Portuguese American Journal

Fátima: Bishop Edgar Cunha leading international pilgrimage of emigrants – Fall River, MA

Thousands of pilgrims are expected this weekend at the Sanctuary of Fátima, Portugal, to participate in the National Pilgrimage of Migrant and Refugees presided over by Bishop Edgar Cunha of Fall River, Massachusetts.

The pilgrimage, which is 60 years old, is an initiative of the Portuguese Catholic Work for Migration, an organism of the Portuguese Episcopal Conference.

The annual celebration, which takes place August 12 and 13, draws thousands of pilgrims from around the globe, including many from the Portuguese Diaspora.

The 2019 pilgrimage, before the Covide’19 pandemic upended the annual event for three years, attracted over 200,000 people.

This year there are pilgrims coming from the United States, Poland, Germany Spain, Austria, Belgium, France, Ireland, Israel, Italy and Vietnam, among many other countries.

Edgar Cunha, the Bishop of Fall River, is a native of Nova Fátima, in the Brazilian state of Bahia. He is the first US prelate born in Brazil. He currently presides over one of the largest and significant Portuguese communities in the United States.

Born in 1953, he was ordained a priest on March 27, 1982, at Igreja de São Miguel, in Newark, in New Jersey, where an important Portuguese community also resides. In 2017, Bishop Edgar Cunha traveled to the Azores to preside at the Festa do Senhor Santo Cristo dos Milagres, in Ponta Delgada.

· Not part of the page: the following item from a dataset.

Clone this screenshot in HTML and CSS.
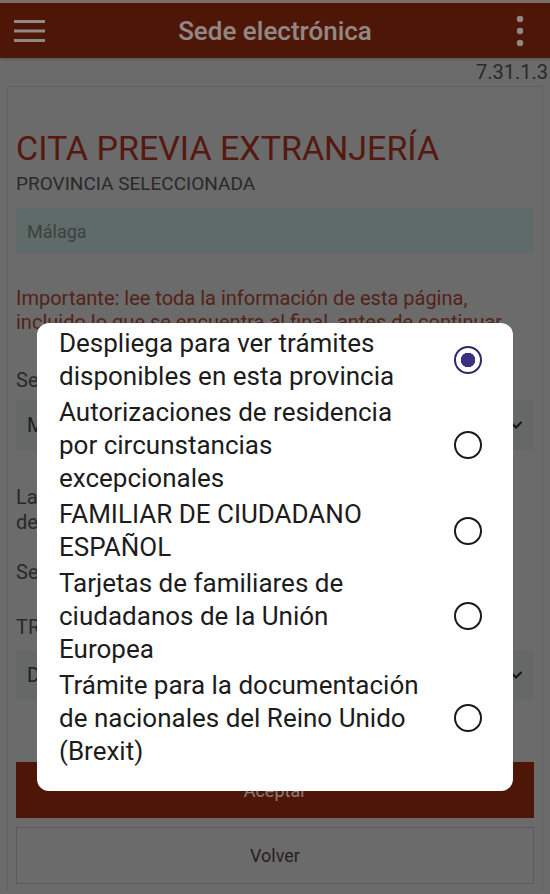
FILE: index.html
```html
<!DOCTYPE html>
<html lang="es">

<head>
  <meta charset="UTF-8">
  <meta name="viewport" content="width=device-width, initial-scale=1.0">
  <title>Sede electrónica</title>
  <link rel="stylesheet" href="styles.css">
</head>

<body>
  <div class="statusbar"></div>

  <header class="appbar">
    <svg class="appbar-icon" width="32" height="24" viewBox="0 0 32 24">
      <rect x="0" y="1" width="31" height="3" fill="currentColor"/>
      <rect x="0" y="10.5" width="31" height="3" fill="currentColor"/>
      <rect x="0" y="20" width="31" height="3" fill="currentColor"/>
    </svg>
    <h1 class="appbar-title">Sede electrónica</h1>
    <svg class="appbar-icon appbar-more" width="8" height="32" viewBox="0 0 8 32">
      <circle cx="4" cy="4" r="3.2" fill="currentColor"/>
      <circle cx="4" cy="16" r="3.2" fill="currentColor"/>
      <circle cx="4" cy="28" r="3.2" fill="currentColor"/>
    </svg>
  </header>

  <div class="version">7.31.1.3</div>

  <main class="card">
    <h2 class="page-title">CITA PREVIA EXTRANJERÍA</h2>
    <div class="subtitle">PROVINCIA SELECCIONADA</div>
    <div class="field field-readonly">Málaga</div>

    <p class="notice">Importante: lee toda la información de esta página, incluido lo que se encuentra al final, antes de continuar.</p>

    <div class="label label-first">Selecciona el trámite</div>
    <div class="field field-select">
      <span class="field-value">Modificar</span>
      <svg class="chevron" width="14" height="10" viewBox="0 0 14 10"><path d="M1.5 2l5.5 5.5 5.5-5.5" fill="none" stroke="currentColor" stroke-width="2"/></svg>
    </div>

    <p class="text">La cita se solicitará en la oficina que elijas en la pantalla de la derecha, de entre las disponibles.</p>

    <div class="label label-second">Selecciona un solo trámite</div>
    <div class="label label-third">TRÁMITES OFICINAS DE EXTRANJERÍA</div>
    <div class="field field-select field-last">
      <span class="field-value">Despliega para ver trámites disponibles en esta provincia</span>
      <svg class="chevron" width="14" height="10" viewBox="0 0 14 10"><path d="M1.5 2l5.5 5.5 5.5-5.5" fill="none" stroke="currentColor" stroke-width="2"/></svg>
    </div>

    <button class="btn btn-primary">Aceptar</button>
    <button class="btn btn-secondary">Volver</button>
  </main>

  <!-- opened select list -->
  <div class="scrim">
    <div class="dialog">
      <label class="option">
        <span class="option-text">Despliega para ver trámites disponibles en esta provincia</span>
        <span class="radio radio-checked"></span>
      </label>
      <label class="option">
        <span class="option-text">Autorizaciones de residencia por circunstancias excepcionales</span>
        <span class="radio"></span>
      </label>
      <label class="option">
        <span class="option-text">FAMILIAR DE CIUDADANO ESPAÑOL</span>
        <span class="radio"></span>
      </label>
      <label class="option">
        <span class="option-text">Tarjetas de familiares de ciudadanos de la Unión Europea</span>
        <span class="radio"></span>
      </label>
      <label class="option">
        <span class="option-text">Trámite para la documentación de nacionales del Reino Unido (Brexit)</span>
        <span class="radio"></span>
      </label>
    </div>
  </div>
</body>

</html>
```

FILE: styles.css
```css
body {
  margin: 0;
  font-family: Roboto, "Noto Sans", sans-serif;
  background-color: #b2b2b2;
  color: #464646;
  overflow: hidden;
}

.statusbar {
  height: 3px;
  background-color: #cbb7b1;
}

.appbar {
  height: 55px;
  padding: 0 14px;
  display: grid;
  grid-template-columns: 1fr auto 1fr;
  align-items: center;
  background-color: #82260c;
  color: #f2e2dc;
  box-shadow: 0 2px 2px rgba(0, 0, 0, 0.15);
}

.appbar-title {
  margin: 0;
  font-size: 26px;
  font-weight: 500;
}

.appbar-icon {
  display: block;
}

.appbar-more {
  justify-self: end;
  margin-right: 12px;
}

.version {
  height: 28px;
  line-height: 28px;
  padding-right: 2px;
  text-align: right;
  font-size: 20px;
}

.card {
  margin: 0 7px;
  padding: 0 8px 6px;
  border: 1px solid #a4a4a4;
  border-bottom: none;
}

.page-title {
  margin: 41px 0 5px;
  font-size: 34px;
  line-height: 40px;
  font-weight: 400;
  color: #8e2a1c;
}

.subtitle {
  font-size: 19px;
  line-height: 22px;
}

.field {
  margin-top: 13px;
  height: 46px;
  padding: 0 11px;
  display: flex;
  align-items: center;
  justify-content: space-between;
  gap: 12px;
  background-color: #9eb2ad;
  color: #646e6b;
  font-size: 18px;
}

.field-select {
  height: 50px;
  margin-top: 8px;
  background-color: #a7aeac;
  color: #333;
  font-size: 20px;
}

.field-value {
  min-width: 0;
  white-space: nowrap;
  overflow: hidden;
  text-overflow: ellipsis;
}

.field-last {
  margin-top: 11px;
}

.chevron {
  flex-shrink: 0;
  color: #222;
}

.notice {
  margin: 32px 0 0;
  font-size: 20px;
  line-height: 24px;
  color: #8a392b;
}

.label {
  font-size: 20px;
  line-height: 24px;
}

.label-first {
  margin-top: 34px;
}

.label-second {
  margin-top: 25px;
}

.label-third {
  margin-top: 31px;
}

.text {
  margin: 35px 0 0;
  font-size: 20px;
  line-height: 25px;
}

.btn {
  display: block;
  width: 100%;
  font-family: inherit;
  font-size: 18px;
}

.btn-primary {
  margin-top: 62px;
  height: 56px;
  border: none;
  background-color: #82260c;
  color: #e6cbc3;
}

.btn-secondary {
  margin-top: 9px;
  height: 57px;
  border: 1px solid #9d8fa0;
  background-color: #b2b2b2;
  color: #453535;
}

.scrim {
  position: fixed;
  inset: 0;
  background-color: rgba(0, 0, 0, 0.4);
}

.dialog {
  position: absolute;
  top: 323px;
  left: 37px;
  width: 476px;
  box-sizing: border-box;
  padding: 2px 31px 22px 22px;
  background-color: #fff;
  border-radius: 12px;
}

.option {
  display: flex;
  align-items: center;
  padding: 1.5px 0;
}

.option-text {
  width: 363px;
  font-size: 26px;
  line-height: 33px;
  color: #1c1c1c;
}

.radio {
  margin-left: auto;
  width: 28px;
  height: 28px;
  box-sizing: border-box;
  border: 2.5px solid #1a1a1a;
  border-radius: 50%;
  flex-shrink: 0;
}

.radio-checked {
  border-color: #2e2a66;
  background: radial-gradient(circle, #3a3280 0 7px, transparent 7.5px);
}
```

Under the theme “Building the future with migrants and refugees” the event has the blessing of Pope Francis and precedes the World Day of Migrants and Refugees event, which is celebrated on 25 September. The celebrations are also part of the pilgrimage of migrants and refugees, within the scope of the 50th National Migration Week, which began on Monday and ends on Sunday.